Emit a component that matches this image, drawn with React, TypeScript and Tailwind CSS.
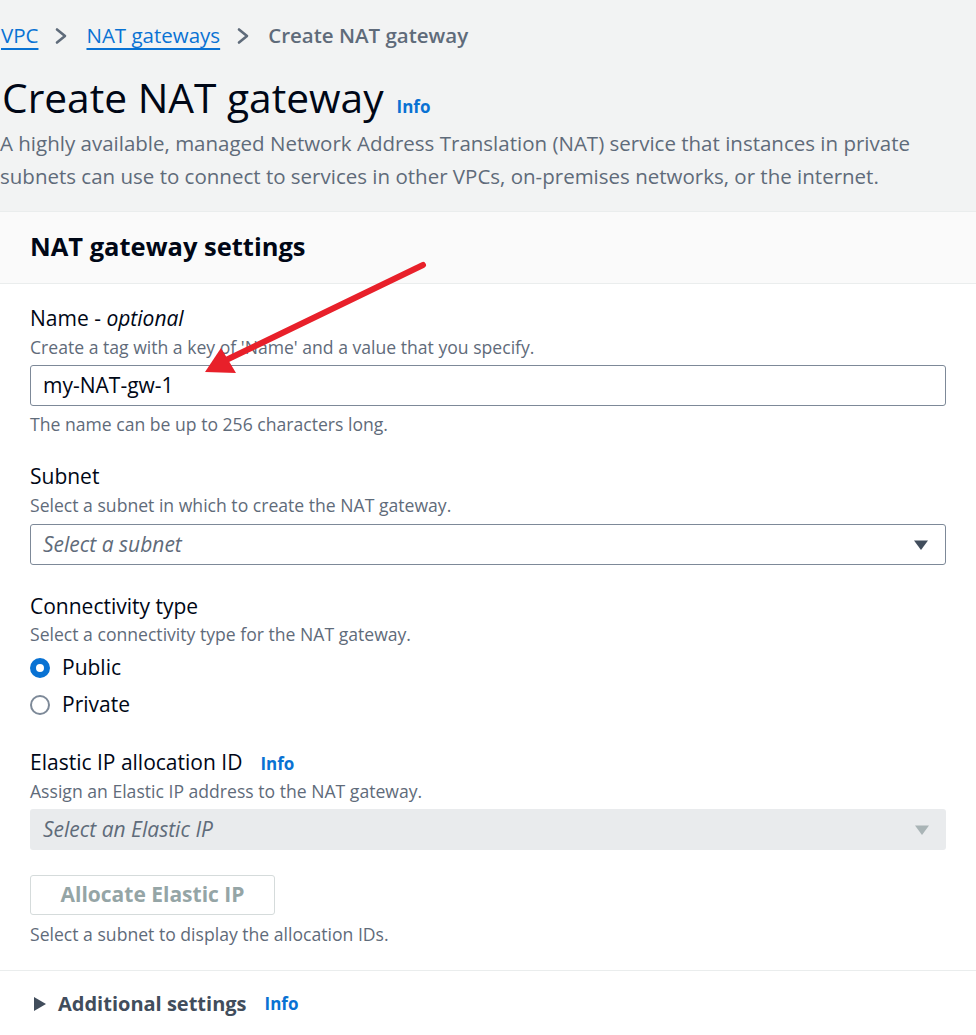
function Caret({ disabled }: { disabled?: boolean }) {
  return (
    <svg width="16" height="12" viewBox="0 0 16 12" className="shrink-0">
      <path d="M1 1.5h14L8 11z" fill={disabled ? '#a9b4b6' : '#414d5c'} />
    </svg>
  );
}

function Crumb() {
  return (
    <svg width="14" height="18" viewBox="0 0 14 18" className="shrink-0">
      <path d="M3 2.5l8 6.5-8 6.5" fill="none" stroke="#5f6b7a" strokeWidth="2.6" strokeLinecap="round" strokeLinejoin="round" />
    </svg>
  );
}

function Radio({ checked, label }: { checked?: boolean; label: string }) {
  return (
    <div className="flex items-center h-[30px] gap-[12px]">
      <span
        className={`w-[20px] h-[20px] rounded-full box-border ${
          checked ? 'border-[6px] border-[#0972d3] bg-white' : 'border-2 border-[#7d8998] bg-white'
        }`}
      />
      <span className="text-[21px] text-[#000716]">{label}</span>
    </div>
  );
}

export default function App() {
  return (
    <div className="relative min-h-screen bg-[#f2f3f3] font-['Open_Sans',sans-serif] overflow-hidden">
      {/* breadcrumbs */}
      <nav className="pt-[19px] h-[52px] flex items-center text-[20.5px] leading-[33px]">
        <a className="text-[#0972d3] underline underline-offset-[5px] decoration-[2px] pl-px">VPC</a>
        <span className="ml-[16px] mr-[18px]"><Crumb /></span>
        <a className="text-[#0972d3] underline underline-offset-[5px] decoration-[2px]">NAT gateways</a>
        <span className="ml-[16px] mr-[18px]"><Crumb /></span>
        <span className="font-semibold text-[#5f6b7a]">Create NAT gateway</span>
      </nav>

      <div className="mt-[18px] flex items-baseline gap-[13px] pl-[2px]">
        <h1 className="text-[40.7px] leading-[54px] text-[#000716] font-normal">Create NAT gateway</h1>
        <span className="text-[17px] font-bold text-[#0972d3]">Info</span>
      </div>
      <p className="mt-[3px] text-[20.5px] leading-[33px] text-[#5f6b7a] pr-[40px]">
        A highly available, managed Network Address Translation (NAT) service that instances in private subnets can use to connect to services in other VPCs, on-premises networks, or the internet.
      </p>

      {/* settings card */}
      <section className="mt-[18px] bg-white">
        <div className="h-[73px] bg-[#fafafa] border-t border-b border-[#eaeded] pt-[14px] px-[30px]">
          <h2 className="text-[25.5px] leading-[40px] font-bold text-[#000716]">NAT gateway settings</h2>
        </div>

        <div className="px-[30px] pt-[19px]">
          <div className="text-[21px] leading-[30px] text-[#000716]">
            Name - <i>optional</i>
          </div>
          <div className="mt-[2px] text-[17.6px] leading-[24px] text-[#5f6b7a]">
            Create a tag with a key of 'Name' and a value that you specify.
          </div>
          <div className="mt-[6px] h-[41px] border border-[#7d8998] rounded-[3px] flex items-center px-[12px] text-[21px] text-[#000716]">
            my-NAT-gw-1
          </div>
          <div className="mt-[6px] text-[17.6px] leading-[24px] text-[#5f6b7a]">
            The name can be up to 256 characters long.
          </div>

          <div className="mt-[25px] text-[21px] leading-[30px] text-[#000716]">Subnet</div>
          <div className="mt-[2px] text-[17.6px] leading-[24px] text-[#5f6b7a]">
            Select a subnet in which to create the NAT gateway.
          </div>
          <div className="mt-[7px] h-[41px] border border-[#7d8998] rounded-[3px] flex items-center justify-between pl-[12px] pr-[16px]">
            <span className="text-[21px] italic text-[#5f6b7a]">Select a subnet</span>
            <Caret />
          </div>

          <div className="mt-[26px] text-[21px] leading-[30px] text-[#000716]">Connectivity type</div>
          <div className="mt-[1px] text-[17.6px] leading-[24px] text-[#5f6b7a]">
            Select a connectivity type for the NAT gateway.
          </div>
          <div className="mt-[7px] flex flex-col gap-[7px]">
            <Radio checked label="Public" />
            <Radio label="Private" />
          </div>

          <div className="mt-[27px] flex items-baseline gap-[18px] text-[21px] leading-[30px] text-[#000716]">
            Elastic IP allocation ID
            <span className="text-[17px] font-bold text-[#0972d3]">Info</span>
          </div>
          <div className="text-[17.6px] leading-[24px] text-[#5f6b7a]">
            Assign an Elastic IP address to the NAT gateway.
          </div>
          <div className="mt-[6px] h-[41px] bg-[#e9ebed] rounded-[3px] flex items-center justify-between pl-[13px] pr-[16px]">
            <span className="text-[21px] italic text-[#5f6b7a]">Select an Elastic IP</span>
            <Caret disabled />
          </div>
          <button className="mt-[25px] h-[40px] w-[245px] border border-[#d5dbdb] rounded-[3px] bg-white text-[21px] font-bold text-[#95a5a6]">
            Allocate Elastic IP
          </button>
          <div className="mt-[7px] text-[17.6px] leading-[24px] text-[#5f6b7a]">
            Select a subnet to display the allocation IDs.
          </div>
        </div>

        <div className="mt-[24px] border-t border-[#eaeded] px-[33px] pt-[18px] pb-[20px] flex items-center">
          <svg width="14" height="16" viewBox="0 0 14 16" className="shrink-0">
            <path d="M1 1l12 7-12 7z" fill="#414d5c" />
          </svg>
          <span className="ml-[11px] text-[20px] leading-[30px] font-bold text-[#414d5c]">Additional settings</span>
          <span className="ml-[18px] text-[17px] font-bold text-[#0972d3]">Info</span>
        </div>
      </section>

      {/* annotation arrow */}
      <svg className="absolute left-0 top-0 pointer-events-none" width="976" height="1035">
        <line x1="423" y1="265" x2="222" y2="362" stroke="#e8202a" strokeWidth="6" strokeLinecap="round" />
        <path d="M205 372 L221 348 L236 373 Z" fill="#e8202a" />
      </svg>
    </div>
  );
}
▬▬▬▬▬▬▬▬▬▬
PROBLEM STATEMENT: Determine how many lines above contain "that" as a word or string. Give the number alone.

EXERCISE RESULT: 3